Lo que sí que permite la controversia, al menos como ejercicio intelectual, es la comprensión, aceptación y crítica de los sistemas decisorios que operan en los partidos políticos y que, en mayor medida de lo que puede pensarse, acaba afectando a la democracia y, por tanto, a la ciudadanía de un modo directo.

El congreso del Partido Popular se ha parecido a un partido de fútbol en el que el árbitro está comprado y el equipo rival es el filial. Si la democracia es el imperio de la ley, la pluralidad y las ideas, los congresos de los partidos políticos, como el popular del pasado fin de semana, se parecen más a juntas de comunidades de propietarios en las que un único vecino tiene la mayoría absoluta de las cuotas. Ya saben, el dueño de ese local que ocupa todos los bajos y que, además, vive de lujo con la renta que cobra a los comercios.

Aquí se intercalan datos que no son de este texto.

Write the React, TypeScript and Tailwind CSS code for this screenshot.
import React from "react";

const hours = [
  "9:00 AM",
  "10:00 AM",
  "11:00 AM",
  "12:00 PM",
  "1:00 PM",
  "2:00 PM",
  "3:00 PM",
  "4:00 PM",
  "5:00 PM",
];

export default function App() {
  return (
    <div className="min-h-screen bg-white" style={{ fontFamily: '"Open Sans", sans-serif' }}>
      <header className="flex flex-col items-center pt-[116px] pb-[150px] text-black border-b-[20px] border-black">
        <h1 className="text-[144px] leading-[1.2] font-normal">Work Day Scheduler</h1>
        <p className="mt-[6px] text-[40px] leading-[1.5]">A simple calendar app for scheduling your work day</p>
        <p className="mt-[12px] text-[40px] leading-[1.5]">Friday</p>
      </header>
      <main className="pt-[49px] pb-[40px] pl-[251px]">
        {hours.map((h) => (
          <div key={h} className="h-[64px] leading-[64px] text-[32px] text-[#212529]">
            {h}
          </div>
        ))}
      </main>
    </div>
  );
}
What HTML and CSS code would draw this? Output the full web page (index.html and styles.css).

Las estructuras de poder reflejan de un modo claro cómo una persona de inteligencia mediana, eso sí, con la diligencia de un buen padre de familia en su actuar, pueden llegar a la cúspide, sobre todo si otros mucho mejor formados y capaces ostentan los hilos que pueden llevarle a tal lugar. Rajoy preside un gobierno y un partido desde su mediocridad diferida, del mismo modo que Martínez Maíllo, ungido igualmente por una estela ramplona, ha logrado arañar más protagonismo, derivado del que Rajoy le ha sustraído a Cospedal, mujer de armas tomar.

Herrera queda para el panteón de ilustres. Hubiera sido mejor presidente que Rajoy, lo que tampoco es decir mucho. Pero su llegada a Moncloa es más difícil que su asalto al trono espiritual del Monasterio de Silos.